Strava Data Wrangling

Strava allows users to download data recorded through their use of the app. Through a simple “Request your archive” function, Stata sends users a comprehensive zip file that records various kinds of information such as the user’s posts, activities, and followers. More information regarding the functionality can be found here.

The precise way Strava records your data allowed me to combine my personal and professional interests to identify patterns, associations, and statistical relationships between the various factors involved in an average run!

Overview of the Data

Overall, the quality of data recorded by Strava is detailed and sufficient such that only a small amount of cleaning steps were necessary.

A few idiosyncrasies noted with the data are:

  • Any indoor runs recorded typically have many missing data points. If you’re a treadmill runner, replicating such analysis might be difficult!

  • Activity time does not seem to adjust for local time. Something to keep in mind if you’re a runner that likes to travel.

  • Many fields associated with body health measurements are missing. Something that can be supplemented with use of running accessories such as an Apple Watch.

We start off with a progress check!

I first started running seriously in about August 2024 to prepare for the 2024 TCS Waterfront Marathon in April.

Since then, my pace has risen by 31%, from a minimum monthly average speed of 3.07 km/min in August 2024 to a maximum monthly average speed of 4.04 km/min in August 2025.

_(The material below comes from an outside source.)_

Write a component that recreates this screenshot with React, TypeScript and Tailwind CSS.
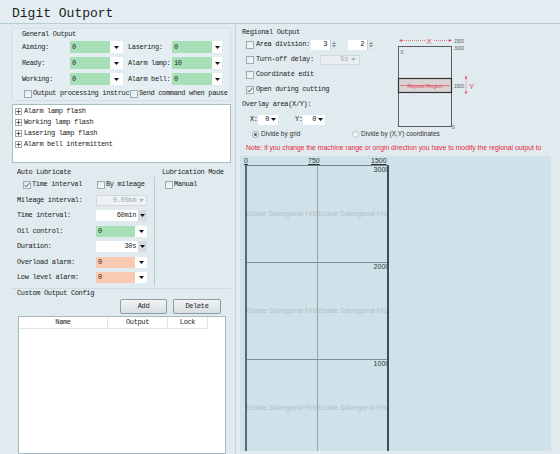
import React from "react";

function Caret({ gray = false }: { gray?: boolean }) {
  return (
    <svg width="5" height="3" viewBox="0 0 5 3" className="shrink-0">
      <path d="M0 0H5L2.5 3Z" fill={gray ? "#a9b4b8" : "#111"} />
    </svg>
  );
}

function Check({ checked = false }: { checked?: boolean }) {
  return (
    <span className="flex h-[8px] w-[8px] shrink-0 items-center justify-center border border-[#9aabb3] bg-linear-to-br from-[#e3e8ea] to-[#fafbfb]">
      {checked && (
        <svg width="6" height="6" viewBox="0 0 6 6">
          <path d="M0.8 3.2L2.3 4.9L5.3 0.9" fill="none" stroke="#46565c" strokeWidth="1" />
        </svg>
      )}
    </span>
  );
}

function Combo({ value, outer, fill }: { value: string; outer: string; fill: string }) {
  return (
    <div className={`flex h-[12px] items-stretch bg-white ${outer}`}>
      <div className={`flex items-center pl-[2px] ${fill}`}>{value}</div>
      <div className="flex flex-1 items-center justify-center">
        <Caret />
      </div>
    </div>
  );
}

function Spin() {
  return (
    <div className="flex h-[10px] w-[7px] flex-col items-center justify-center gap-[1px] border-l border-[#c3cdd1] bg-[#dfe6e9]">
      <svg width="4" height="2" viewBox="0 0 4 2">
        <path d="M0 2H4L2 0Z" fill="#7d8a90" />
      </svg>
      <svg width="4" height="2" viewBox="0 0 4 2">
        <path d="M0 0H4L2 2Z" fill="#7d8a90" />
      </svg>
    </div>
  );
}

function Plus() {
  return (
    <span className="flex h-[7px] w-[7px] shrink-0 items-center justify-center border border-[#9aa9b0] bg-white">
      <svg width="5" height="5" viewBox="0 0 5 5">
        <path d="M0.5 2.5H4.5M2.5 0.5V4.5" stroke="#555" strokeWidth="1" />
      </svg>
    </span>
  );
}

function GeneralRow({ a, av, b, bv }: { a: string; av: string; b: string; bv: string }) {
  return (
    <div className="flex h-[16px] items-center">
      <span className="w-[48px]">{a}</span>
      <Combo value={av} outer="w-[53px]" fill="w-[40px] bg-[#a7dfb6]" />
      <span className="ml-[5px] w-[44px]">{b}</span>
      <Combo value={bv} outer="w-[50px]" fill="w-[40px] bg-[#a7dfb6]" />
    </div>
  );
}

function LubeRow({ label, children }: { label: string; children: React.ReactNode }) {
  return (
    <div className="flex h-[15.5px] items-center pl-[5px]">
      <span className="w-[79px]">{label}</span>
      {children}
    </div>
  );
}

function SpinInput({ value }: { value: string }) {
  return (
    <div className="flex h-[11px] w-[51px] items-stretch bg-white">
      <div className="flex flex-1 items-center justify-end pr-[2px]">{value}</div>
      <div className="flex w-[9px] items-center justify-center bg-[#d5dcdf]">
        <Caret />
      </div>
    </div>
  );
}

function FillInput({ fill }: { fill: string }) {
  return (
    <div className="flex h-[11px] w-[51px] items-stretch bg-white">
      <div className={`flex w-[39px] items-center pl-[2px] ${fill}`}>0</div>
      <div className="flex flex-1 items-center justify-center">
        <Caret />
      </div>
    </div>
  );
}

function Left() {
  return (
    <div className="flex w-[236px] shrink-0 flex-col border-r border-[#c4d4da] pl-[12px] pr-[4px]">
      {/* General Output */}
      <div className="mt-[4px] flex flex-col border border-[#d3e0e5] bg-[#e4edf1] pl-[9px]">
        <div className="flex h-[10px] items-center">General Output</div>
        <GeneralRow a="Aiming:" av="0" b="Lasering:" bv="0" />
        <GeneralRow a="Ready:" av="0" b="Alarm lamp:" bv="10" />
        <GeneralRow a="Working:" av="0" b="Alarm bell:" bv="0" />
        <div className="flex h-[13px] items-center">
          <span className="ml-[2px]">
            <Check />
          </span>
          <span className="ml-[1px] w-[97px] overflow-hidden whitespace-nowrap">Output processing instruc</span>
          <Check />
          <span className="ml-[1px] whitespace-nowrap">Send command when pause</span>
        </div>
      </div>

      {/* Flash options */}
      <div className="mt-[3px] flex h-[59px] shrink-0 flex-col border border-[#a8bac2] bg-white pl-[2px] pt-[1px]">
        {["Alarm lamp flash", "Working lamp flash", "Lasering lamp flash", "Alarm bell intermittent"].map((t) => (
          <div key={t} className="flex h-[11px] items-center">
            <Plus />
            <span className="ml-[2px]">{t}</span>
          </div>
        ))}
      </div>

      {/* Auto Lubricate */}
      <div className="flex pb-[2px]">
        <div className="flex w-[142px] shrink-0 flex-col">
          <div className="mt-[4px] flex h-[10px] items-center pl-[5px]">Auto Lubricate</div>
          <div className="flex h-[15.5px] items-center pl-[11px]">
            <Check checked />
            <span className="ml-[1px] w-[65px]">Time interval</span>
            <Check />
            <span className="ml-[1px]">By mileage</span>
          </div>
          <LubeRow label="Mileage interval:">
            <div className="flex h-[11px] w-[51px] items-center justify-end gap-[3px] border border-[#d0d9dc] bg-[#eef2f3] pr-[2px] text-[#a3adb1]">
              0.00km
              <Caret gray />
            </div>
          </LubeRow>
          <LubeRow label="Time interval:">
            <SpinInput value="60min" />
          </LubeRow>
          <LubeRow label="Oil control:">
            <FillInput fill="bg-[#a7dfb6]" />
          </LubeRow>
          <LubeRow label="Duration:">
            <SpinInput value="30s" />
          </LubeRow>
          <LubeRow label="Overload alarm:">
            <FillInput fill="bg-[#f9c9b2]" />
          </LubeRow>
          <LubeRow label="Low level alarm:">
            <FillInput fill="bg-[#f9c9b2]" />
          </LubeRow>
        </div>
        <div className="flex flex-1 flex-col">
          <div className="mt-[4px] flex h-[10px] items-center pl-[8px] whitespace-nowrap">Lubrication Mode</div>
          <div className="flex-1 border-l border-[#b9cad1]">
            <div className="flex h-[15.5px] items-center pl-[10px]">
              <Check />
              <span className="ml-[1px]">Manual</span>
            </div>
          </div>
        </div>
      </div>

      {/* Custom Output Config */}
      <div className="flex min-h-0 flex-1 flex-col border-t border-[#cddbe0]">
        <div className="flex h-[10px] items-center pl-[5px]">Custom Output Config</div>
        <div className="flex h-[16px] items-center">
          <button className="ml-[108px] flex h-[15px] w-[47px] items-center justify-center rounded-[2px] border border-[#8e9ca3] bg-linear-to-b from-[#f2f4f5] to-[#d8dee1]">
            Add
          </button>
          <button className="ml-[6px] flex h-[15px] w-[48px] items-center justify-center rounded-[2px] border border-[#8e9ca3] bg-linear-to-b from-[#f2f4f5] to-[#d8dee1]">
            Delete
          </button>
        </div>
        <div className="ml-[6px] mt-[1px] w-[208px] flex-1 border border-[#a8b8bf] bg-white">
          <div className="flex h-[12px]">
            <div className="flex w-[89px] items-center justify-center border-b border-r border-[#e0e4e6]">Name</div>
            <div className="flex w-[60px] items-center justify-center border-b border-r border-[#e0e4e6]">Output</div>
            <div className="flex w-[40px] items-center justify-center border-b border-r border-[#e0e4e6]">Lock</div>
          </div>
        </div>
      </div>
    </div>
  );
}

function Diagram() {
  const red = "#e25566";
  return (
    <svg width="100" height="100" viewBox="0 0 100 100" className="shrink-0 overflow-visible" fontFamily="'Liberation Sans', Arial, sans-serif">
      {/* X span */}
      <line x1="10" y1="13.5" x2="61" y2="13.5" stroke={red} strokeWidth="0.8" strokeDasharray="1 1" />
      <path d="M9 13.5L12 12V15Z" fill={red} />
      <path d="M62 13.5L59 12V15Z" fill={red} />
      <rect x="35" y="9" width="8" height="9" fill="#e1ebef" />
      <text x="39" y="16.5" fontSize="8" fill={red} textAnchor="middle">X</text>
      <text x="64" y="15.5" fontSize="5" fill="#666">1500</text>
      <text x="64" y="22.5" fontSize="5" fill="#666">3000</text>
      {/* machine range */}
      <rect x="8.5" y="19.5" width="53" height="80" fill="none" stroke="#5a5f61" strokeWidth="1" />
      <text x="10.5" y="27" fontSize="5" fill="#555">0</text>
      {/* repeat band */}
      <rect x="8.5" y="51.5" width="53" height="14" fill="#d9d3d5" stroke="#333" strokeWidth="1.2" />
      <text x="35" y="60.6" fontSize="6" fill={red} textAnchor="middle">Repeat Region</text>
      <line x1="10" y1="58.5" x2="60" y2="58.5" stroke={red} strokeWidth="0.7" />
      <text x="64" y="60.5" fontSize="5" fill="#666">1500</text>
      {/* Y span */}
      <line x1="76" y1="50" x2="76" y2="66" stroke={red} strokeWidth="0.8" strokeDasharray="1 1" />
      <path d="M76 48.5L74.5 51.5H77.5Z" fill={red} />
      <path d="M76 67.5L74.5 64.5H77.5Z" fill={red} />
      <text x="79" y="62" fontSize="8" fill={red}>Y</text>
      <text x="62" y="102" fontSize="5" fill="#555">0</text>
    </svg>
  );
}

function GridRow({ label }: { label: string }) {
  return (
    <div className="flex h-[97px] shrink-0 border-b border-[#7e8f95]">
      <div className="flex w-[71px] shrink-0 items-center justify-center border-r border-[#96a5aa]">
        <span className="whitespace-nowrap text-[6.5px] text-[#b2c0c5]">Enable Subregional First</span>
      </div>
      <div className="relative flex flex-1 items-center justify-center">
        <span className="whitespace-nowrap text-[6.5px] text-[#b2c0c5]">Enable Subregional First</span>
        <span className="absolute right-0 top-0 text-[7px] text-[#2c3538]">{label}</span>
      </div>
    </div>
  );
}

function Right() {
  return (
    <div className="flex min-w-0 flex-1 flex-col pl-[4px]">
      <div className="mt-[3px] flex">
        <div className="flex w-[150px] shrink-0 flex-col">
          <div className="flex h-[10px] items-center pl-[2px]">Regional Output</div>
          <div className="flex h-[15px] items-center pl-[6px]">
            <Check />
            <span className="ml-[2px] w-[55px] whitespace-nowrap">Area division:</span>
            <div className="flex h-[10px] items-stretch bg-white">
              <div className="flex w-[19px] items-center justify-end pr-[3px]">3</div>
              <Spin />
            </div>
            <div className="ml-[11px] flex h-[10px] items-stretch bg-white">
              <div className="flex w-[19px] items-center justify-end pr-[3px]">2</div>
              <Spin />
            </div>
          </div>
          <div className="flex h-[15px] items-center pl-[6px]">
            <Check />
            <span className="ml-[2px] w-[64px] whitespace-nowrap">Turn-off delay:</span>
            <div className="flex h-[10px] w-[40px] items-center justify-end gap-[3px] border border-[#d0d9dc] bg-[#e9eef0] pr-[3px] text-[#a3adb1]">
              5s
              <Caret gray />
            </div>
          </div>
          <div className="flex h-[15px] items-center pl-[6px]">
            <Check />
            <span className="ml-[2px]">Coordinate edit</span>
          </div>
          <div className="flex h-[15px] items-center pl-[6px]">
            <Check checked />
            <span className="ml-[2px]">Open during cutting</span>
          </div>
          <div className="flex h-[15px] items-center pl-[2px]">Overlay area(X/Y):</div>
          <div className="flex h-[15px] items-center pl-[10px]">
            <span className="w-[8px]">X:</span>
            <div className="flex h-[10px] w-[20px] items-center justify-end gap-[2px] bg-white pr-[2px]">
              0
              <Caret />
            </div>
            <span className="ml-[17px] w-[8px]">Y:</span>
            <div className="flex h-[10px] w-[22px] items-center justify-end gap-[2px] bg-white pr-[2px]">
              0
              <Caret />
            </div>
          </div>
        </div>
        <Diagram />
      </div>

      <div className="flex h-[15px] items-center pl-[12px] font-['Liberation_Sans',Arial,sans-serif] text-[6.5px] tracking-normal text-[#333]">
        <div className="flex w-[100px] items-center">
          <span className="flex h-[7px] w-[7px] items-center justify-center rounded-full border border-[#8d9ca3] bg-white">
            <span className="h-[3px] w-[3px] rounded-full bg-[#4f5f68]" />
          </span>
          <span className="ml-[2px]">Divide by grid</span>
        </div>
        <span className="h-[7px] w-[7px] rounded-full border border-[#b4c1c6] bg-[#f3f6f7]" />
        <span className="ml-[2px]">Divide by (X,Y) coordinates</span>
      </div>

      <div className="flex h-[12px] w-[316px] items-center overflow-hidden whitespace-nowrap pl-[6px] font-['Liberation_Sans',Arial,sans-serif] text-[6.8px] tracking-normal text-[#e5263b]">
        Note: if you change the machine range or origin direction you have to modify the regional output to
      </div>

      <div className="mb-[3px] mt-[2px] flex w-[311px] min-h-0 flex-1 flex-col bg-[#d0e2e9] font-['Liberation_Sans',Arial,sans-serif] tracking-normal">
        <div className="relative h-[9px] shrink-0 text-[7px] text-[#2c3538]">
          <span className="absolute left-[4px] top-[1px] underline">0</span>
          <span className="absolute left-[68px] top-[1px] underline">750</span>
          <span className="absolute left-[131px] top-[1px] underline">1500</span>
        </div>
        <div className="ml-[5px] w-[144px] flex-1 overflow-hidden border-l-2 border-r-2 border-t border-l-[#5b6c71] border-r-[#3e4e53] border-t-[#6f8187]">
          <GridRow label="3000" />
          <GridRow label="2000" />
          <GridRow label="1000" />
        </div>
      </div>
    </div>
  );
}

export default function App() {
  return (
    <div className="flex h-[454px] w-[560px] flex-col overflow-hidden bg-[#e1ebef] font-['Liberation_Mono',monospace] text-[7px] leading-none tracking-[-0.35px] text-[#1d1d1d]">
      <div className="flex h-[24px] shrink-0 items-center border-b border-[#b9ccd4] bg-[#e4eef2] pl-[12px] pt-[3px] text-[13px] tracking-normal text-[#1a1a1a]">
        Digit Outport
      </div>
      <div className="flex min-h-0 flex-1">
        <Left />
        <Right />
      </div>
    </div>
  );
}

My pace hasn’t monotonically increased overtime (which isn’t expected - progress is not always linear!). One factor that I can think of that might have caused the decrease in average speed post-October 2024 is the setting of the cold Canadian winters. I investigate this, and other relationships of interest, in the next section!

Weather and Speed

It looks like theory about winter slowing down my space holds some water! Weather and speed is observed to be largely negatively correlated. Interestingly, diminishing returns to warmer temperature is also observed. That is - a run in scorching hot weather is also associated with a slower space

Elevation and Speed

The negative relationship between elevation gain and speed is expected! However, I was interested in seeing to the severity of the negative relationship. It seems the negative relationship isn’t too severe, but I would be interested in how this negative relationship differs across individuals.

City and Speed

I’ve been fortunate enough to travel to multiple cities since August 2024. Whenever I go to a new city, I try to run to light up that heat map. It looks like Seoul has the highest median speed. Could this be attributable to a motherland speed buff?

Time of Day and Speed

Strava assigns by default the activity name based on the start time of each activity. Based on this idiosyncrasy, we can sidestep the issue with activity time and see in which part of the day I’m quickest. Strava defines morning, lunch, afternoon, evening, and night as 00:00-06:00, 6:00-12:00, 12:00-14:00, 14:00-18:00, and 18:00-24:00, respectively.

Regression Estimation

I use a basic multiple regression model to quantify the associative relationships between the factors discussed above and average speed.

This simple model doesn’t serve to establish causality but to see if we can detect statistically significant factors associated with run pace.

Some highlights are…

  • Some statistically significant relationships we’ve identified is a negative association with elevation and a positive association with temperature

  • A quadratic term for temperature was included to reflect its diminishing nature on pace, though it does not seem large enough to statistically distinguish it from zero

  • I thought that distance would have a negative statistically significant effect. However, that does not seem to be the case!